We’ve heard, read and seen the stories. More of them, from healthy eating charity Chefs in Schools, will be published next month.

But how on earth did we get back here? And how can this country even claim to be doing right by our children if, in the 21st century, we still can’t even feed them?

How is it that we still have heartbroken school dinner ladies, forced to turn away youngsters who could easily be their own children, because they don’t have enough money in their accounts.

The truth is, as a nation we tend to get lazy about the efforts to change all that. Complacent because Marcus Rashford, Jack Monroe and others are doing it.

We move on because a national newspaper like the Daily Mirror is doing it with our free school meals campaign.

Suddenly as a public, people believe it isn’t their problem any more.

So we quote tweet links and hand-clap emojis to make ourselves feel better, post a barb aimed at the
Government then go about our business.

But if kids are still suffering in silence at school then it shames us all.

If we still don’t have a handle on this as we approach 2023 then it embarrasses us all.

If we are still relying on Rashford and Monroe and the teachers who spot and often pay out of their own pockets to feed their youngsters then, in this uncertain world, we are ignoring a crisis that could so easily happen to us.

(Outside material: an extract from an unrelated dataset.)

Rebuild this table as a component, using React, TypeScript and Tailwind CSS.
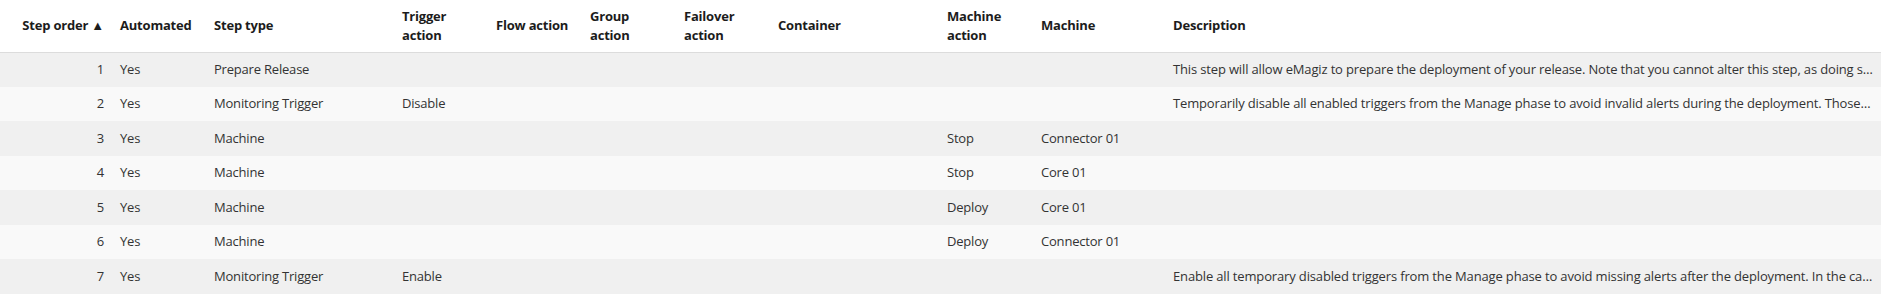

Even now, Mrs Lewis hammers me for eating food a day or two out of date (within reason) - but I’m used to it.

The experience of doing it as a kid, fully aware that I didn’t have the privilege of simply chucking it away, has never left me. I’ve been that kid in the playground, pretending it’s not my stomach you could hear rumbling during a lesson.

Swallowing my pride to jokingly ask a mate if he was eating that – when I’ve been deadly serious.

I’ve sat in candlelight at home when my parents’ decision was to eat boiled rice and corned beef rather than meet the electricity bill that would have wiped them out.

So I’ll be volunteering at my local food bank, in east London, to do my bit.

I’ll be donating, working and using this platform to continue talking about the scourge of our society right now.

With its bonuses for the bankers, we already know the Government has its priorities all wrong.

The onus is on us to get ours right.